Nancy Marie Therèse Manigat An Inspiration to Many

Walking in Starbucks in a rush is a women with defined naturally curly hair and a smile on her face. Right behind her is a little girl with very long straight black hair wearing workout clothes. This woman is Nancy Marie Therèse with her 11-year-old daughter.

Manigat is the Chief Program Officer of Central Nassau Guidance and Counseling Services, Inc., a non-profit organization, serving Long Island Residents with behavioral health needs. She has over 25 years of experience in the healthcare and social work business.

As Chief Program Officer, Manigat oversees the operations of the agency and the programs. Manigat said, “I have directors under me to do the day to day operation of the actual programs, the clinical and budgetary oversight. I am their supervisor. I make sure that everybody is in line with what we’re supposed to be doing in terms of providing quality care to the mentally ill population. Our goal is to provide a continuum of care.” She continues by sharing the pros of the agency, “ In our agency, we can go from one level of care to another and not have to leave the agency. Not have to leave the comfort of the people you know. It leads to better cohesiveness and collaboration.”

Manigat said that her goal in this position is to promote recovery. She added, “I don’t think that someone with mental illness should be put on the side. You can contribute to society because it’s like any other illness, such as diabetes or heart disease. They (the mentally ill) can be productive and have meaningful relationships. It’s my job that our programs meet the goals of our mission and provides high quality care that make an impact in people’s life.”

Manigat was raised by Haitian Immigrants and was the first of her family to be born in America. She was born and raised in Queens, New York. She stressed being grateful every time she has a job because when she was younger, she remembers her father unable find a job because of the color of his skin. As Manigat family moved to the United States during the time of segregation, racism and the language barrier made it hard for him to find a job. She remembers her family struggling so much, that her father’s experience is one or of the things that motivates her to be successful. She said, “I am always grateful to have a job.” As she was starting out in her career, her father asked, “Why did you go into the business of human suffering?” She responded with the first thought that came to her mind, “because it’s my calling.” She continued by saying, “You have to want to be in this business. It’s not easy. You have to really want to be able to touch people’s lives. I don’t know why but I never wanted people to feel like they were alone in the world.” When asked if she found her passion, she immediately answered, “yes! My passion is operation. I’m content with where I am.” She continued with, “When I first joined CN Guidance, we were a 13 million-dollar company. I don’t want to move to a bigger company or be a CEO. I know what a CEO does, that’s not what I want.”

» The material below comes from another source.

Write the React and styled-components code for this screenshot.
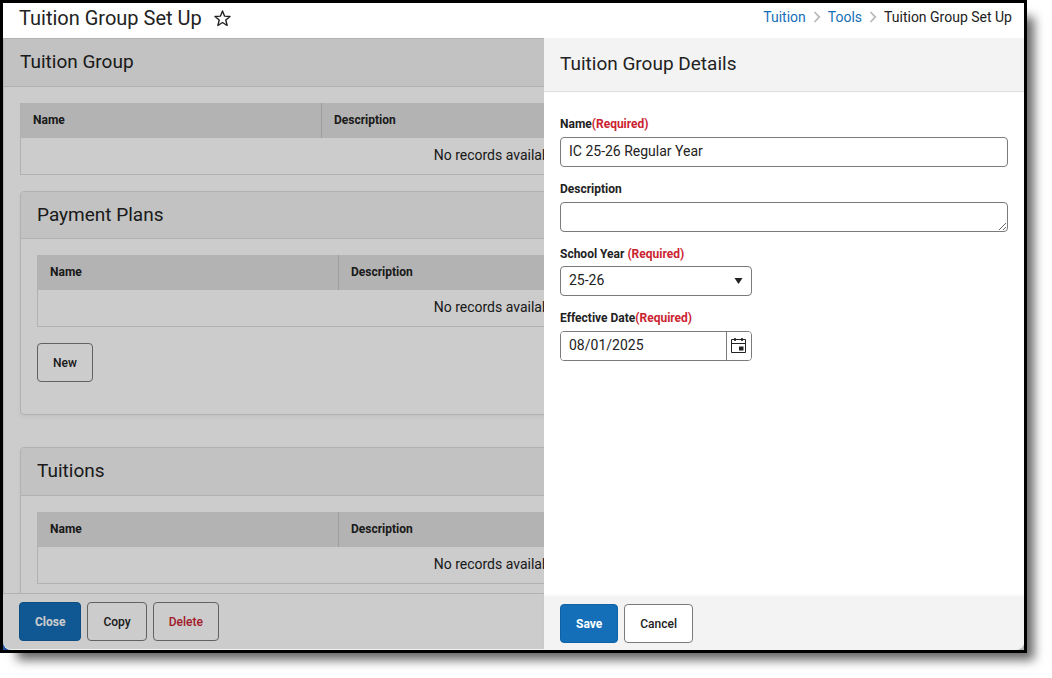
import React from "react";
import styled, { createGlobalStyle } from "styled-components";

const GlobalStyle = createGlobalStyle`
  *, *::before, *::after { box-sizing: border-box; }
  body {
    margin: 0;
    background: #fff;
    color: #222;
    font: 14px/20px Roboto, "Liberation Sans", sans-serif;
  }
  h1, h2, h3 { margin: 0; font-size: 19px; line-height: 24px; font-weight: 400; }
  h1 { font-size: 20px; }
  button, input, select, textarea { font-family: inherit; color: inherit; margin: 0; }
`;

const Frame = styled.div`
  height: calc(100vh - 25px);
  min-height: 400px;
  margin: 0 25px 25px 0;
  border: 3px solid #000;
  background: linear-gradient(90deg, #1b4f9c 50%, #b4b9b6 50%);
  box-shadow: 12px 12px 10px -5px rgba(0, 0, 0, 0.6);
`;

const Window = styled.div`
  height: 100%;
  display: flex;
  flex-direction: column;
  overflow: hidden;
  background: #fff;
  border-bottom: 1px solid #eef2ef;
  border-radius: 0 0 8px 8px;
`;

const TopBar = styled.header`
  display: flex;
  justify-content: space-between;
  height: 35px;
  flex: none;
  padding: 3px 12px 0 16px;
`;

const PageTitle = styled.div`
  display: flex;
  align-items: center;
  gap: 12px;
  height: 24px;
`;

const StarButton = styled.button`
  display: flex;
  padding: 0;
  border: 0;
  background: none;
`;

const Breadcrumbs = styled.nav`
  display: flex;
  align-items: center;
  gap: 8px;
  height: 22px;
  a { color: #146fb8; text-decoration: none; }
  svg { overflow: visible; }
`;

const Body = styled.div`
  position: relative;
  flex: 1;
  min-height: 0;
  display: flex;
  flex-direction: column;
`;

const Main = styled.main`
  flex: 1;
  min-height: 0;
  overflow: hidden;
  border: 1px solid #dfdfdf;
  border-width: 1px 0 0 1px;
`;

const SectionHeader = styled.div`
  padding: 11px 16px ${(p) => (p.$nested ? 11 : 12)}px;
  background: #f3f3f3;
  border-bottom: 1px solid #dedede;
`;

const Content = styled.div`
  padding: 16px 46px 16px 16px;
`;

const Panel = styled.section`
  margin: 16px 0 32px;
  border: 1px solid #dedede;
  border-radius: 4px;
  box-shadow: 0 2px 4px rgba(0, 0, 0, 0.05);
  overflow: hidden;
`;

const PanelBody = styled.div`
  padding: 16px 16px 32px;
`;

const Grid = styled.table`
  width: 100%;
  table-layout: fixed;
  border-spacing: 0;
  border: 1px solid #dedede;
  border-top: 0;
  th {
    height: 35px;
    padding: 0 12px 2px;
    background: #e0e0e0;
    border-left: 1px solid #c6c6c6;
    text-align: left;
    font-size: 12px;
    font-weight: 700;
  }
  th:first-child { width: 300px; border-left: 0; }
  td { height: 36px; padding: 0 0 2px; text-align: center; }
`;

const Button = styled.button`
  height: 39px;
  padding: 0 15px;
  border: 1px solid ${(p) => (p.$primary ? "#0f62a5" : "#7b7b7b")};
  border-radius: 4px;
  background: ${(p) => (p.$primary ? "#146fb8" : "#fff")};
  color: ${(p) => (p.$primary ? "#fff" : p.$danger ? "#cb2431" : "#222")};
  font-size: 12px;
  font-weight: ${(p) => (p.$primary ? 700 : 500)};
`;

const NewRow = styled.div`
  margin-top: 16px;
`;

const Footer = styled.footer`
  flex: none;
  display: flex;
  gap: 6px;
  padding: 8px 16px;
  border-top: 1px solid #dedede;
`;

const Backdrop = styled.div`
  position: absolute;
  inset: 0;
  background: rgba(0, 0, 0, 0.2);
`;

const Drawer = styled.aside`
  position: absolute;
  inset: 0 0 0 auto;
  width: 480px;
  max-width: 100%;
  display: flex;
  flex-direction: column;
  background: #fff;
`;

const DrawerHeader = styled.div`
  padding: 14px 16px 15px;
  background: #f3f3f3;
  border-bottom: 1px solid #dedede;
`;

const Form = styled.form`
  flex: 1;
  min-height: 0;
  display: flex;
  flex-direction: column;
  gap: 14px;
  padding: 24px 16px;
`;

const DrawerFooter = styled.div`
  display: flex;
  gap: 6px;
  padding: 8px 16px 6px;
  background: #f3f3f3;
  box-shadow: 0 -1px 3px rgba(0, 0, 0, 0.04);
`;

const Field = styled.div`
  display: flex;
  flex-direction: column;
  align-items: flex-start;
  gap: ${(p) => (p.$tight ? 4 : 5)}px;
`;

const Label = styled.label`
  font-size: 12px;
  line-height: 16px;
  font-weight: 700;
`;

const Required = styled.span`
  color: #cb2431;
`;

const TextInput = styled.input`
  width: 100%;
  height: 30px;
  padding: 0 8px 2px;
  border: 1px solid #7b7b7b;
  border-radius: 4px;
  background: #fff;
  font-size: 14px;
`;

const TextArea = styled.textarea`
  display: block;
  width: 100%;
  height: 30px;
  padding: 4px 8px;
  border: 1px solid #7b7b7b;
  border-radius: 4px;
  font-size: 14px;
  overflow: hidden;
  resize: vertical;
`;

const SelectWrap = styled.div`
  position: relative;
  width: 192px;
  svg { position: absolute; right: 9px; top: 12px; pointer-events: none; }
`;

const Select = styled.select`
  display: block;
  width: 100%;
  height: 30px;
  padding: 0 24px 2px 8px;
  border: 1px solid #7b7b7b;
  border-radius: 4px;
  background: #fff;
  appearance: none;
  font-size: 14px;
`;

const DateGroup = styled.div`
  display: flex;
  width: 192px;
  height: 30px;
  border: 1px solid #7b7b7b;
  border-radius: 4px;
  overflow: hidden;
`;

const DateInput = styled.input`
  flex: 1;
  min-width: 0;
  padding: 0 8px 2px;
  border: 0;
  font-size: 14px;
`;

const CalendarButton = styled.button`
  display: flex;
  align-items: center;
  justify-content: center;
  width: 25px;
  padding: 0 1px 2px 0;
  border: 0;
  border-left: 1px solid #7b7b7b;
  background: #fff;
`;

const Chevron = () => (
  <svg width="6" height="12" viewBox="0 0 6 12" fill="none" stroke="#b9b9b9" strokeWidth="1.8" aria-hidden="true">
    <path d="M.5 1l4.800 5L.5 11" />
  </svg>
);

const Star = () => (
  <svg width="17" height="17" viewBox="0 0 17 17" fill="none" stroke="#222" strokeWidth="1.4" strokeLinejoin="round" aria-hidden="true">
    <path d="M8.500 1l2 5.100 5.500.4-4.200 3.500 1.300 5.500-4.600-3-4.600 3 1.300-5.500L1 6.500l5.500-.4z" />
  </svg>
);

const Calendar = () => (
  <svg width="15" height="16" viewBox="0 0 15 16" aria-hidden="true">
    <path d="M.5 2.500h14v13H.5zM.5 6.500h14" fill="none" stroke="#222" strokeWidth="1" />
    <path d="M3 1.500h2v2H3zM10 1.500h2v2h-2zM8 9.500h4.500v4H8z" fill="#222" />
    <path d="M4 1v3M11 1v3M2 2.500h4M9 2.500h4" stroke="#222" strokeWidth="1.200" />
  </svg>
);

const Records = () => (
  <Grid>
    <thead>
      <tr>
        <th scope="col">Name</th>
        <th scope="col">Description</th>
      </tr>
    </thead>
    <tbody>
      <tr>
        <td colSpan={2}>No records available.</td>
      </tr>
    </tbody>
  </Grid>
);

export default function App() {
  return (
    <>
      <GlobalStyle />
      <Frame>
        <Window>
          <TopBar>
            <PageTitle>
              <h1>Tuition Group Set Up</h1>
              <StarButton aria-label="Add to favorites">
                <Star />
              </StarButton>
            </PageTitle>
            <Breadcrumbs aria-label="Breadcrumb">
              <a href="#tuition">Tuition</a>
              <Chevron />
              <a href="#tools">Tools</a>
              <Chevron />
              <span>Tuition Group Set Up</span>
            </Breadcrumbs>
          </TopBar>
          <Body>
            <Main>
              <SectionHeader>
                <h2>Tuition Group</h2>
              </SectionHeader>
              <Content>
                <Records />
                <Panel>
                  <SectionHeader $nested>
                    <h3>Payment Plans</h3>
                  </SectionHeader>
                  <PanelBody>
                    <Records />
                    <NewRow>
                      <Button>New</Button>
                    </NewRow>
                  </PanelBody>
                </Panel>
                <Panel>
                  <SectionHeader>
                    <h3>Tuitions</h3>
                  </SectionHeader>
                  <PanelBody>
                    <Records />
                  </PanelBody>
                </Panel>
              </Content>
            </Main>
            <Footer>
              <Button $primary>Close</Button>
              <Button>Copy</Button>
              <Button $danger>Delete</Button>
            </Footer>
            <Backdrop />
            <Drawer aria-label="Tuition Group Details">
              <DrawerHeader>
                <h2>Tuition Group Details</h2>
              </DrawerHeader>
              <Form id="details" onSubmit={(e) => e.preventDefault()}>
                <Field>
                  <Label htmlFor="name">
                    Name<Required>(Required)</Required>
                  </Label>
                  <TextInput id="name" type="text" defaultValue="IC 25-26 Regular Year" />
                </Field>
                <Field>
                  <Label htmlFor="description">Description</Label>
                  <TextArea id="description" rows={1} />
                </Field>
                <Field $tight>
                  <Label htmlFor="year">
                    School Year <Required>(Required)</Required>
                  </Label>
                  <SelectWrap>
                    <Select id="year" defaultValue="25-26">
                      <option>25-26</option>
                    </Select>
                    <svg width="9" height="6" viewBox="0 0 9 6" aria-hidden="true">
                      <path d="M.5 0h8L4.500 6z" fill="#222" />
                    </svg>
                  </SelectWrap>
                </Field>
                <Field>
                  <Label htmlFor="date">
                    Effective Date<Required>(Required)</Required>
                  </Label>
                  <DateGroup>
                    <DateInput id="date" type="text" defaultValue="08/01/2025" />
                    <CalendarButton type="button" aria-label="Open calendar">
                      <Calendar />
                    </CalendarButton>
                  </DateGroup>
                </Field>
              </Form>
              <DrawerFooter>
                <Button $primary type="submit" form="details">
                  Save
                </Button>
                <Button type="button">Cancel</Button>
              </DrawerFooter>
            </Drawer>
          </Body>
        </Window>
      </Frame>
    </>
  );
}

Knowing that she is the only black women of the top 50 women of Long Island, she said, “I think everything happens for a reason. I was in the City in a court profit consulting prompt. The product was to build technology so that couples who were experiencing infertility could have babies. At that time, I was pregnant with my daughter Simone, and after 9/11, I could not picture myself from that side of the bridge with my daughter on the other side. I took a huge cutback in my paycheck to come back to a non-profit organization. I purposely looked for a job in Long Island.” Manigat said that she didn’t understand what was going on in Long Island at the time adding, “It was a totally different atmosphere at the time. But what I did notice was that even in my position as Director of Mental Health Outpatient at the profit agency, was that the chance of seeing someone who looked like me in a meeting was slim.” She was surprised coming from the city where everything is so multicultural, “I was absolutely shocked. I had to be very aware of my role and my actions for a long time because of who I am, and the color of my skin. Until the people who I was around got to know me. The higher I got, less and less people that looked like me were around.”

Her advice for someone who is trying to embark in the social service and health care industry is that, “you have to really want it.” Manigat explained that being a social worker is emotionally draining for anybody. She said, “When I first started, I was going to tough neighborhoods. You never know who you’re going to meet or what you will see. I’ve been in scary situations.” She added, “I was also in contact with young girls who have been abused, molested. Hearing all this trauma, even if you don’t experience it first hand, it affects you too you know.” It takes a lot of dedication and determination to succeed as a social worker.

Manigat also gave advice to college students trying to find their passion or entering the workforce. She tells people looking for their passion to try everything. She said, “find what will makes you feel accomplished and give you butterflies. You’ll know when you find it.” As graduates entering the workforce, Manigat said that “a job is a job, be grateful and keep working hard for what you want.” She also said that she wants students to know that “you always have give the best impression when leaving a job because, people will always remember their last impression of you.”